As Pradhan noted, getting river water clean enough to drink can get expensive, and takes a lot of energy. Yet every day the average American uses 400 gallons of water treated to drinking water standards. “Only three of those gallons are consumed,” she said. “Some more is used for cooking food and taking showers, but the vast majority of the water we bring into our houses doesn’t need to be treated to the same extent as drinking water. So that’s why our team is focusing on the non-potable water supply – on having water supplies that are fit for their purpose.” Hoover added, locally treating water supplies based on their intended purposes using this decentralized wastewater reuse approach is more efficient and less expensive than many centralized reuse options.
Extending water supply drop by drop
“It’s clear we need to improve and enhance our water supply choices. We need to be sure there is more than just one menu choice for the future of water,” Hoover said. “Decentralized reuse for non-potable water supply production is one means of doing that.

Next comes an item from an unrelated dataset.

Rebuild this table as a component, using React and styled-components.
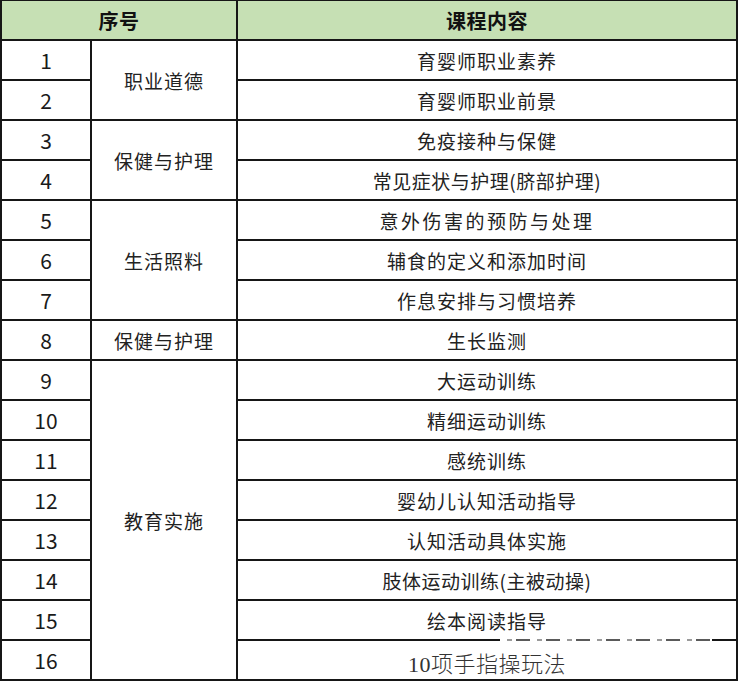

“Decentralized wastewater reuse works facility by facility, community by community, home by home, business by business,” he added. “A drop of water becomes a quart, a quart becomes a gallon, a gallon becomes thousands of gallons. Thousands of gallons become millions of gallons. Millions of gallons are a water supply for a community. And it adds up.
“Decentralized wastewater reuse is a way of extending our water supply drop by drop.”